## START

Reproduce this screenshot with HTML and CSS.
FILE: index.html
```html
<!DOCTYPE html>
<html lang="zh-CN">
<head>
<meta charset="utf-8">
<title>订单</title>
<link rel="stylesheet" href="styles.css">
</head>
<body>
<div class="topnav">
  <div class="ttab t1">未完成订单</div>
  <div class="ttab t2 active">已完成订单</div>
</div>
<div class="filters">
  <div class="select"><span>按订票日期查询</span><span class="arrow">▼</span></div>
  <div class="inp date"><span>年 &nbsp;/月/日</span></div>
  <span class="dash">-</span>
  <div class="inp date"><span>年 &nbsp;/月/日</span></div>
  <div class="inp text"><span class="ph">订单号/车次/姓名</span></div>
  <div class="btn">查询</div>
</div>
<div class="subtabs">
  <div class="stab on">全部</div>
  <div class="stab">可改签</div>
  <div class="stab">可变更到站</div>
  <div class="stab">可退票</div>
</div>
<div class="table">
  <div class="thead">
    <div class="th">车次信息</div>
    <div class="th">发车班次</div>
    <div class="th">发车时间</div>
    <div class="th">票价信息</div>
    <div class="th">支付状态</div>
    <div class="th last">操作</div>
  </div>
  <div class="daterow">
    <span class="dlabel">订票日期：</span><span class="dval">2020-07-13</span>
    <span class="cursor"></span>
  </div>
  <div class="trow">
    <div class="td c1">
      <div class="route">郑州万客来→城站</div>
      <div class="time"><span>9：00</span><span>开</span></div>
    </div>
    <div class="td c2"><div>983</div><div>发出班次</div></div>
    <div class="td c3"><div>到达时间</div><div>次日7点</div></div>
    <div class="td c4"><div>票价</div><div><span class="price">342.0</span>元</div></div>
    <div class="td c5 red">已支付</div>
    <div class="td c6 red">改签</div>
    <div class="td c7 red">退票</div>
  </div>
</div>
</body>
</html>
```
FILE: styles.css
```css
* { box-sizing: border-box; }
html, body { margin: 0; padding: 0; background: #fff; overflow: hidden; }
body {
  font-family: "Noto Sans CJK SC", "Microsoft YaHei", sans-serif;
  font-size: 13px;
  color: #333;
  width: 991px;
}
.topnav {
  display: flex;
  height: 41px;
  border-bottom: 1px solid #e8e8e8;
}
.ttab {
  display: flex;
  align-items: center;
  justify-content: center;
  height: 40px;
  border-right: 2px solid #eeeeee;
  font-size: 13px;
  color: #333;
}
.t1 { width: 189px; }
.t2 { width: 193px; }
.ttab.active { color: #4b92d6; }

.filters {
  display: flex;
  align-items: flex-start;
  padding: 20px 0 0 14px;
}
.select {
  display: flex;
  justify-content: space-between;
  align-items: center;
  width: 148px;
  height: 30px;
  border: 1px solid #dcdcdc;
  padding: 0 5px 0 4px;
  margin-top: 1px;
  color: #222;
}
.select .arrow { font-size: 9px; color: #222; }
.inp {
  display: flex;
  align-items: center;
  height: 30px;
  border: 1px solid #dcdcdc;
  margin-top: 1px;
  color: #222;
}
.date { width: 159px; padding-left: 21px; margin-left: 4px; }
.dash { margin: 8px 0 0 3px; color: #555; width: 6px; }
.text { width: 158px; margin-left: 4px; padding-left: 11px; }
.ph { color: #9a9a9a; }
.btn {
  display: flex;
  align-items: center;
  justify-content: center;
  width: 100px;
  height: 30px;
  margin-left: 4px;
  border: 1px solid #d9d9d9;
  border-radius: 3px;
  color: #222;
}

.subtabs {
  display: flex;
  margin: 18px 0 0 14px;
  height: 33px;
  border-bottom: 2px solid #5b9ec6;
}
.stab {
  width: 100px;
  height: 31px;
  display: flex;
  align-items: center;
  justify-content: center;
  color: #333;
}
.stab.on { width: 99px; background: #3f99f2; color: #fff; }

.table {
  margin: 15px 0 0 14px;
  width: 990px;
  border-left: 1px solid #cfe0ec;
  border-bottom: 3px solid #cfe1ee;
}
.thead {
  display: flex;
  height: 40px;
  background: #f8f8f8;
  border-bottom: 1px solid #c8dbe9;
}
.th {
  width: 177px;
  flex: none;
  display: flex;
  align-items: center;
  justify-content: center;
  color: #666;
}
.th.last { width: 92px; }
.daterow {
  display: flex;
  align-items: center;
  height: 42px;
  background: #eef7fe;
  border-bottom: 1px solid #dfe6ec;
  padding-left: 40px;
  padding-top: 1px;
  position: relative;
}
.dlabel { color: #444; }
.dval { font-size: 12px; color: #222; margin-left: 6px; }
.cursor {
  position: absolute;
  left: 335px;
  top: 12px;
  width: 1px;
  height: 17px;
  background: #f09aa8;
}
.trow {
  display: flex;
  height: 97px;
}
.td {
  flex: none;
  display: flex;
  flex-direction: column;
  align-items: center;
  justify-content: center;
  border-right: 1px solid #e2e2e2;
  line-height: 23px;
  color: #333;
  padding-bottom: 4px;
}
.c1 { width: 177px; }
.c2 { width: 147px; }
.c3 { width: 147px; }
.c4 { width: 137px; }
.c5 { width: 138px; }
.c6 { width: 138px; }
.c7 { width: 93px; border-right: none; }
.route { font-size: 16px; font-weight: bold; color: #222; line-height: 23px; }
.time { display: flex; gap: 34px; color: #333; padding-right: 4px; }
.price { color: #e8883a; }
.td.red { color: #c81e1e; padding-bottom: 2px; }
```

## END

All of the data shown above must be copied exactly.

Reproduce this screenshot with HTML and CSS.
FILE: index.html
```html
<!DOCTYPE html>
<html lang="zh-CN">
<head>
<meta charset="utf-8">
<title>订单</title>
<link rel="stylesheet" href="styles.css">
</head>
<body>
<div class="topnav">
  <div class="ttab t1">未完成订单</div>
  <div class="ttab t2 active">已完成订单</div>
</div>
<div class="filters">
  <div class="select"><span>按订票日期查询</span><span class="arrow">▼</span></div>
  <div class="inp date"><span>年 &nbsp;/月/日</span></div>
  <span class="dash">-</span>
  <div class="inp date"><span>年 &nbsp;/月/日</span></div>
  <div class="inp text"><span class="ph">订单号/车次/姓名</span></div>
  <div class="btn">查询</div>
</div>
<div class="subtabs">
  <div class="stab on">全部</div>
  <div class="stab">可改签</div>
  <div class="stab">可变更到站</div>
  <div class="stab">可退票</div>
</div>
<div class="table">
  <div class="thead">
    <div class="th">车次信息</div>
    <div class="th">发车班次</div>
    <div class="th">发车时间</div>
    <div class="th">票价信息</div>
    <div class="th">支付状态</div>
    <div class="th last">操作</div>
  </div>
  <div class="daterow">
    <span class="dlabel">订票日期：</span><span class="dval">2020-07-13</span>
    <span class="cursor"></span>
  </div>
  <div class="trow">
    <div class="td c1">
      <div class="route">郑州万客来→城站</div>
      <div class="time"><span>9：00</span><span>开</span></div>
    </div>
    <div class="td c2"><div>983</div><div>发出班次</div></div>
    <div class="td c3"><div>到达时间</div><div>次日7点</div></div>
    <div class="td c4"><div>票价</div><div><span class="price">342.0</span>元</div></div>
    <div class="td c5 red">已支付</div>
    <div class="td c6 red">改签</div>
    <div class="td c7 red">退票</div>
  </div>
</div>
</body>
</html>
```
FILE: styles.css
```css
* { box-sizing: border-box; }
html, body { margin: 0; padding: 0; background: #fff; overflow: hidden; }
body {
  font-family: "Noto Sans CJK SC", "Microsoft YaHei", sans-serif;
  font-size: 13px;
  color: #333;
  width: 991px;
}
.topnav {
  display: flex;
  height: 41px;
  border-bottom: 1px solid #e8e8e8;
}
.ttab {
  display: flex;
  align-items: center;
  justify-content: center;
  height: 40px;
  border-right: 2px solid #eeeeee;
  font-size: 13px;
  color: #333;
}
.t1 { width: 189px; }
.t2 { width: 193px; }
.ttab.active { color: #4b92d6; }

.filters {
  display: flex;
  align-items: flex-start;
  padding: 20px 0 0 14px;
}
.select {
  display: flex;
  justify-content: space-between;
  align-items: center;
  width: 148px;
  height: 30px;
  border: 1px solid #dcdcdc;
  padding: 0 5px 0 4px;
  margin-top: 1px;
  color: #222;
}
.select .arrow { font-size: 9px; color: #222; }
.inp {
  display: flex;
  align-items: center;
  height: 30px;
  border: 1px solid #dcdcdc;
  margin-top: 1px;
  color: #222;
}
.date { width: 159px; padding-left: 21px; margin-left: 4px; }
.dash { margin: 8px 0 0 3px; color: #555; width: 6px; }
.text { width: 158px; margin-left: 4px; padding-left: 11px; }
.ph { color: #9a9a9a; }
.btn {
  display: flex;
  align-items: center;
  justify-content: center;
  width: 100px;
  height: 30px;
  margin-left: 4px;
  border: 1px solid #d9d9d9;
  border-radius: 3px;
  color: #222;
}

.subtabs {
  display: flex;
  margin: 18px 0 0 14px;
  height: 33px;
  border-bottom: 2px solid #5b9ec6;
}
.stab {
  width: 100px;
  height: 31px;
  display: flex;
  align-items: center;
  justify-content: center;
  color: #333;
}
.stab.on { width: 99px; background: #3f99f2; color: #fff; }

.table {
  margin: 15px 0 0 14px;
  width: 990px;
  border-left: 1px solid #cfe0ec;
  border-bottom: 3px solid #cfe1ee;
}
.thead {
  display: flex;
  height: 40px;
  background: #f8f8f8;
  border-bottom: 1px solid #c8dbe9;
}
.th {
  width: 177px;
  flex: none;
  display: flex;
  align-items: center;
  justify-content: center;
  color: #666;
}
.th.last { width: 92px; }
.daterow {
  display: flex;
  align-items: center;
  height: 42px;
  background: #eef7fe;
  border-bottom: 1px solid #dfe6ec;
  padding-left: 40px;
  padding-top: 1px;
  position: relative;
}
.dlabel { color: #444; }
.dval { font-size: 12px; color: #222; margin-left: 6px; }
.cursor {
  position: absolute;
  left: 335px;
  top: 12px;
  width: 1px;
  height: 17px;
  background: #f09aa8;
}
.trow {
  display: flex;
  height: 97px;
}
.td {
  flex: none;
  display: flex;
  flex-direction: column;
  align-items: center;
  justify-content: center;
  border-right: 1px solid #e2e2e2;
  line-height: 23px;
  color: #333;
  padding-bottom: 4px;
}
.c1 { width: 177px; }
.c2 { width: 147px; }
.c3 { width: 147px; }
.c4 { width: 137px; }
.c5 { width: 138px; }
.c6 { width: 138px; }
.c7 { width: 93px; border-right: none; }
.route { font-size: 16px; font-weight: bold; color: #222; line-height: 23px; }
.time { display: flex; gap: 34px; color: #333; padding-right: 4px; }
.price { color: #e8883a; }
.td.red { color: #c81e1e; padding-bottom: 2px; }
```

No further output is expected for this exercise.